The Corner

More On Eco-Theology

The Washington Times has a good editorial today on the subject, and even goes so far as to reprint the 1975 Newsweek cover story on the alarm of scientists about global cooling. Note this language in particular:

To scientists, these seemingly disparate incidents represent the advance signs of fundamental changes in the world’s weather. Meteorologists disagree about the cause and extent of the trend, as well as over its specific impact on local weather conditions. But they are almost unanimous in the view that the trend will reduce agricultural productivity for the rest of the century. If the climatic change is as profound as some of the pessimists fear, the resulting famines could be catastrophic. “A major climatic change would force economic and social adjustments on a worldwide scale,” warns a recent report by the National Academy of Sciences, “because the global patterns of food production and population that have evolved are implicitly dependent on the climate of the present century.”

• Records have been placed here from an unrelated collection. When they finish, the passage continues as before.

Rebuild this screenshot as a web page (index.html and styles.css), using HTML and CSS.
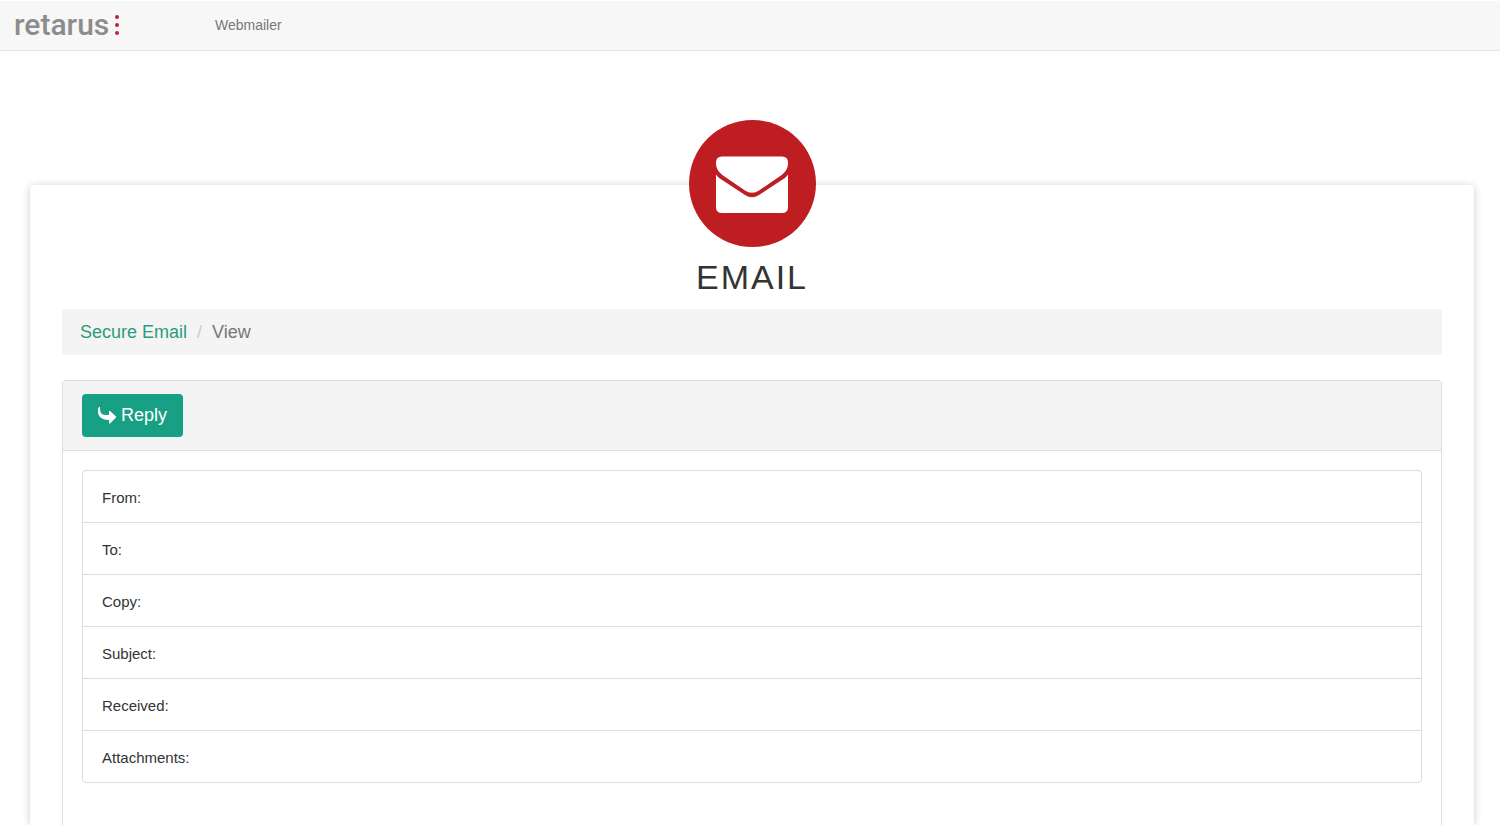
FILE: index.html
```html
<!DOCTYPE html>
<html lang="en">
<head>
    <meta charset="UTF-8">
    <title>Webmailer - Secure Email</title>
    <meta name="viewport" content="width=device-width, initial-scale=1.0">
    <link rel="stylesheet" href="styles.css">
</head>
<body>
    <nav class="navbar">
        <a class="navbar-brand" href="#">
            <span>retarus</span>
            <svg class="brand-dots" viewBox="0 0 4 20" aria-hidden="true">
                <circle cx="2" cy="2" r="2"/>
                <circle cx="2" cy="10" r="2"/>
                <circle cx="2" cy="18" r="2"/>
            </svg>
        </a>
        <a class="navbar-link" href="#">Webmailer</a>
    </nav>
    <main class="card">
        <header class="card-header">
            <svg class="mail-icon" viewBox="0 0 127 127" aria-hidden="true">
                <circle cx="63.5" cy="63.5" r="63.5" fill="#be1e21"/>
                <path fill="#fff" d="M33 36.500h60q6 0 6 6v1c0 5-3 9-7 12L70 70.500q-7 4.500-14 0L34 55.500c-4-3-7-7-7-12v-1q0-6 6-6z"/>
                <path fill="#fff" d="M27 54.500c2 3 4 4 7 6l22 14.500q7 4.500 14 0l22-14.500c3-2 5-3 7-6V87q0 6-6 6H33q-6 0-6-6z"/>
            </svg>
            <h1>EMAIL</h1>
        </header>
        <ol class="breadcrumb">
            <li><a href="#">Secure Email</a></li>
            <li class="active">View</li>
        </ol>
        <section class="panel">
            <div class="panel-heading">
                <button type="button" class="btn">
                    <svg class="reply-icon" viewBox="0 0 18 17" aria-hidden="true">
                        <path d="M1 0C-1 3-.5 7 2 10c2 2 5 3 9 3v3.500h1L18 10.500v-1L12 4h-1v4C7 8 4 8 3 6 2 4 2 2 2 0z"/>
                    </svg>
                    Reply
                </button>
            </div>
            <div class="panel-body">
                <ul class="list-group">
                    <li>From:</li>
                    <li>To:</li>
                    <li>Copy:</li>
                    <li>Subject:</li>
                    <li>Received:</li>
                    <li>Attachments:</li>
                </ul>
            </div>
        </section>
    </main>
</body>
</html>
```

FILE: styles.css
```css
* {
    box-sizing: border-box;
}
body {
    margin: 0;
    min-height: 100vh;
    display: flex;
    flex-direction: column;
    font-family: "Liberation Sans", Arial, sans-serif;
    background: #fff;
    color: #333;
}
a {
    color: #2b9d7c;
    text-decoration: none;
}
.navbar {
    display: flex;
    align-items: center;
    height: 51px;
    padding: 0 14px 2px;
    background: #f7f7f7;
    border-top: 1px solid #fff;
    border-bottom: 1px solid #e4e4e4;
}
.navbar-brand {
    display: flex;
    align-items: center;
    gap: 6px;
    width: 201px;
    font-family: Roboto, sans-serif;
    font-size: 30px;
    font-weight: 500;
    line-height: 47px;
    color: #8c8c8c;
}
.brand-dots {
    width: 4px;
    height: 20px;
    fill: #c4203f;
}
.navbar-link {
    font-size: 14px;
    color: #777;
}
/* Card runs down to the bottom of the window */
.card {
    flex: 1;
    display: flex;
    flex-direction: column;
    margin: 134px 26px 0 30px;
    padding: 0 32px;
    background: #fff;
    border-radius: 4px 4px 0 0;
    box-shadow: 0 1px 8px rgba(0, 0, 0, 0.2);
}
.card-header {
    display: flex;
    flex-direction: column;
    align-items: center;
    margin-top: -65px;
}
.mail-icon {
    width: 127px;
    height: 127px;
}
h1 {
    margin: 10px 0 12px;
    font-size: 34px;
    font-weight: normal;
    line-height: 40px;
    letter-spacing: 2px;
}
.breadcrumb {
    display: flex;
    margin: 0 0 25px;
    padding: 10px 18px;
    list-style: none;
    font-size: 18px;
    line-height: 26px;
    background: #f4f4f4;
    border-radius: 4px;
}
.breadcrumb .active {
    color: #777;
}
.breadcrumb .active::before {
    content: "/";
    padding: 0 10px;
    color: #ccc;
}
.panel {
    flex: 1;
    border: 1px solid #ddd;
    border-bottom: 0;
    border-radius: 4px 4px 0 0;
}
.panel-heading {
    padding: 13px 19px;
    background: #f4f4f4;
    border-bottom: 1px solid #ddd;
}
.btn {
    display: flex;
    align-items: center;
    gap: 5px;
    height: 43px;
    padding: 0 16px;
    font-family: inherit;
    font-size: 18px;
    color: #fff;
    background: #18a085;
    border: none;
    border-radius: 4px;
    cursor: pointer;
}
.btn:hover {
    background: #138871;
}
.reply-icon {
    width: 18px;
    height: 17px;
    fill: #fff;
}
.panel-body {
    padding: 19px;
}
.list-group {
    margin: 0;
    padding: 0;
    list-style: none;
    font-size: 15px;
    border: 1px solid #ddd;
    border-radius: 4px;
}
.list-group li {
    padding: 17px 19px 14px;
    line-height: 20px;
}
.list-group li + li {
    border-top: 1px solid #ddd;
}
```
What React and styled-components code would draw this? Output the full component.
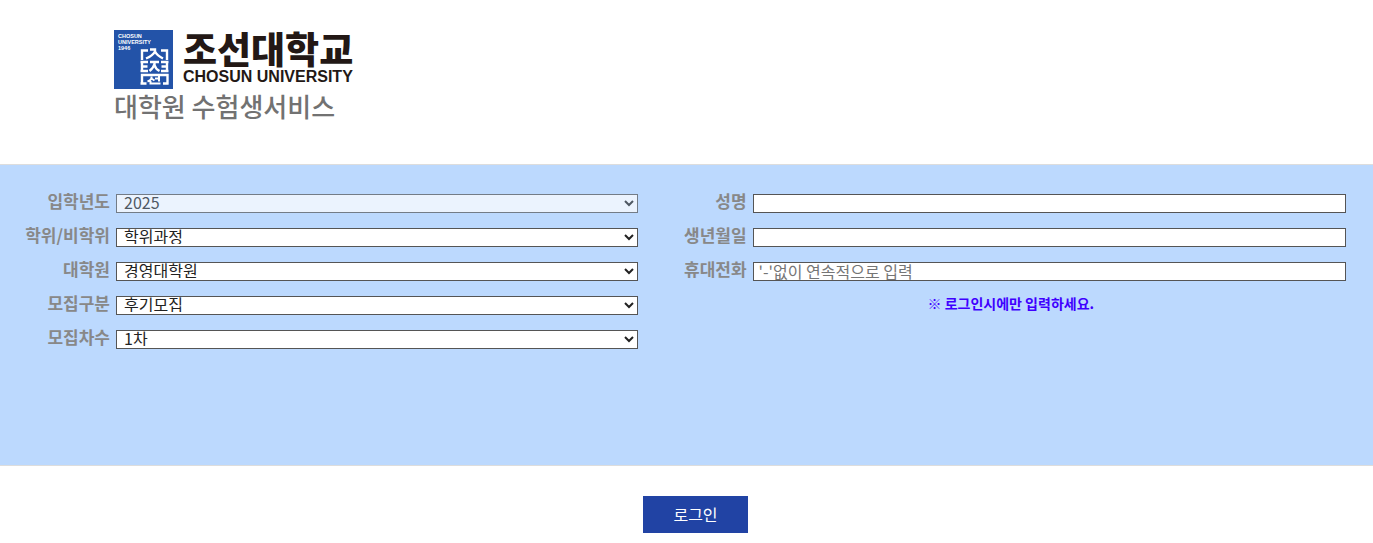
import React from 'react';
import styled, { createGlobalStyle } from 'styled-components';

const selects = [
  { id: 'year', label: '입학년도', options: ['2025'], disabled: true },
  { id: 'degree', label: '학위/비학위', options: ['학위과정', '비학위과정'] },
  { id: 'school', label: '대학원', options: ['경영대학원', '교육대학원'] },
  { id: 'term', label: '모집구분', options: ['후기모집', '전기모집'] },
  { id: 'round', label: '모집차수', options: ['1차', '2차'] },
];

const inputs = [
  { id: 'name', label: '성명' },
  { id: 'birth', label: '생년월일' },
  { id: 'phone', label: '휴대전화', placeholder: "'-'없이 연속적으로 입력" },
];

const Emblem = () => (
  <svg width="59" height="59" viewBox="0 0 59 59" aria-hidden="true">
    <rect width="59" height="59" fill="#2353a8" />
    <svg width="59" height="59" viewBox="0 0 118 118">
      <g fill="#fff" fontFamily="'Liberation Sans', Arial, sans-serif" fontWeight="700" fontSize="11">
        <text x="8" y="16">CHOSUN</text>
        <text x="8" y="28">UNIVERSITY</text>
        <text x="8" y="40">1946</text>
      </g>
    </svg>
    <g fill="none" stroke="#fff" strokeWidth="2.4">
      <path d="M34 20.5H28V30M47 20.5h6V30" />
      <path d="M36 19.5h5v2q-2 4-9 7M41 21.5q2 4 8 7" />
      <path d="M26.5 32h7.500M28 32v9M28 36.500h5.500M26.500 41h7.500" />
      <path d="M36 32h9M40.500 32v2q-1 4-5 7M40.500 35q1 4 5 6" />
      <path d="M47 32h7.500M53 32v9M47.500 36.500h6M47 41h7.500" />
      <path d="M28 54.500V45h25.500V54.500M26.500 53.500h6M49 53.500h5.500" />
      <path d="M37.500 46.500v2q-1 2-4 3M37.500 48.500l3 2M41 48.500h4M45 46v5.500M36.500 51v2.500h10" strokeWidth="2" />
    </g>
  </svg>
);

const App = () => (
  <>
    <GlobalStyle />
    <Header>
      <Brand>
        <Emblem />
        <BrandText>
          <KoreanName>조선대학교</KoreanName>
          <EnglishName>CHOSUN UNIVERSITY</EnglishName>
        </BrandText>
      </Brand>
      <Service>대학원 수험생서비스</Service>
    </Header>
    <form onSubmit={(e) => e.preventDefault()}>
      <Band>
        <Column $labelWidth="110px">
          {selects.map(({ id, label, options, disabled }) => (
            <Row key={id}>
              <Label htmlFor={id}>{label}</Label>
              <SelectBox $disabled={disabled}>
                <Select id={id} disabled={disabled}>
                  {options.map((o) => <option key={o}>{o}</option>)}
                </Select>
                <Arrow viewBox="0 0 10 7" aria-hidden="true">
                  <path d="M1 1l4 4 4-4" fill="none" stroke="#222" strokeWidth="2" />
                </Arrow>
              </SelectBox>
            </Row>
          ))}
        </Column>
        <Column $labelWidth="109px">
          {inputs.map(({ id, label, placeholder }) => (
            <Row key={id}>
              <Label htmlFor={id}>{label}</Label>
              <Input id={id} type="text" placeholder={placeholder} />
            </Row>
          ))}
          <Notice>※ 로그인시에만 입력하세요.</Notice>
        </Column>
      </Band>
      <Footer>
        <LoginButton type="submit">로그인</LoginButton>
      </Footer>
    </form>
  </>
);

export default App;

const GlobalStyle = createGlobalStyle`
  * {
    box-sizing: border-box;
  }

  body {
    margin: 0;
    background: #fff;
    font-family: 'Noto Sans CJK KR', sans-serif;
    font-size: 16px;
  }
`

const Header = styled.header`
  padding: 30px 20px 42px 114px;
`

const Brand = styled.div`
  display: flex;
  gap: 10px;

  svg {
    flex: none;
  }
`

const BrandText = styled.div`
  display: flex;
  flex-direction: column;
  color: #231815;
  white-space: nowrap;
`

const KoreanName = styled.span`
  font-size: 37px;
  font-weight: 900;
  line-height: 36px;
`

const EnglishName = styled.span`
  font-family: 'Liberation Sans', Arial, sans-serif;
  font-size: 16px;
  font-weight: 700;
  line-height: 22px;
`

const Service = styled.h1`
  margin: 0;
  color: #727272;
  font-size: 26px;
  font-weight: 500;
  line-height: 33px;
`

const Band = styled.div`
  display: grid;
  grid-template-columns: 9fr 10fr;
  min-height: 302px;
  padding: 29px 27px 0 0;
  background: #bcd9fe;
  border-top: 1px solid #ddd;
  border-bottom: 1px solid #ddd;
`

const Column = styled.div`
  display: grid;
  grid-template-columns: ${(props) => props.$labelWidth} 1fr;
  grid-auto-rows: 19px;
  align-content: start;
  gap: 15px 6px;
`

const Row = styled.div`
  display: contents;
`

const Label = styled.label`
  color: #888;
  font-size: 17px;
  font-weight: 700;
  line-height: 14px;
  text-align: right;
  white-space: nowrap;
`

const SelectBox = styled.div`
  position: relative;
  opacity: ${(props) => (props.$disabled ? 0.7 : 1)};
`

const Select = styled.select`
  appearance: none;
  display: block;
  width: 100%;
  height: 19px;
  padding: 0 20px 2px 7px;
  border: 1px solid #555;
  border-radius: 0;
  background: #fff;
  color: #222;
  font-family: inherit;
  font-size: 16px;
  font-weight: 400;
  line-height: 15px;

  &:disabled {
    opacity: 1;
  }
`

const Arrow = styled.svg`
  position: absolute;
  top: 6px;
  right: 4px;
  width: 10px;
  height: 7px;
  pointer-events: none;
`

const Input = styled.input`
  width: 100%;
  height: 19px;
  padding: 0 5px 2px;
  border: 1px solid #555;
  background: #fff;
  color: #222;
  font-family: inherit;
  font-size: 16px;
  font-weight: 400;
  line-height: 16px;

  &::placeholder {
    color: #757575;
  }
`

const Notice = styled.p`
  grid-column: 1 / -1;
  margin: 0;
  padding-left: 38px;
  color: #3f00ff;
  font-size: 14px;
  font-weight: 700;
  line-height: 14px;
  text-align: center;
`

const Footer = styled.div`
  display: flex;
  justify-content: center;
  padding: 30px 0 10px 18px;
`

const LoginButton = styled.button`
  width: 105px;
  height: 37px;
  padding: 0 0 2px;
  border: none;
  background: #2143a4;
  color: #fff;
  font-family: inherit;
  font-size: 16px;
  font-weight: 400;
  cursor: pointer;
`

I’m not at all sure that the scientists of the mid-70s were so unanimous about all this, but then again, I’m not so sure that scientists today are quite as unanimous if they’re often protrayed. If the UN had set up an Intergovernmental Panel on Climate Change in the 1970s, I’m pretty sure that the Newsweek article would have been a pretty good precis of what made it through to the Summary for Policy Makers.

And here’s the conclusion:

Climatologists are pessimistic that political leaders will take any positive action to compensate for the climatic change, or even to allay its effects. They concede that some of the more spectacular solutions proposed, such as melting the Arctic ice cap by covering it with black soot or diverting arctic rivers, might create problems far greater than those they solve. But the scientists see few signs that government leaders anywhere are even prepared to take the simple measures of stockpiling food or of introducing the variables of climatic uncertainty into economic projections of future food supplies. The longer the planners delay, the more difficult will they find it to cope with climatic change once the results become grim reality.

Thank goodness that policy-makers did ignore these proposed solutions.

Meanwhile, a recent scientific study has discovered that Baffin Island in the Arctic Circle was 5-10 degrees Celsius warmer than today during the last interglacial period.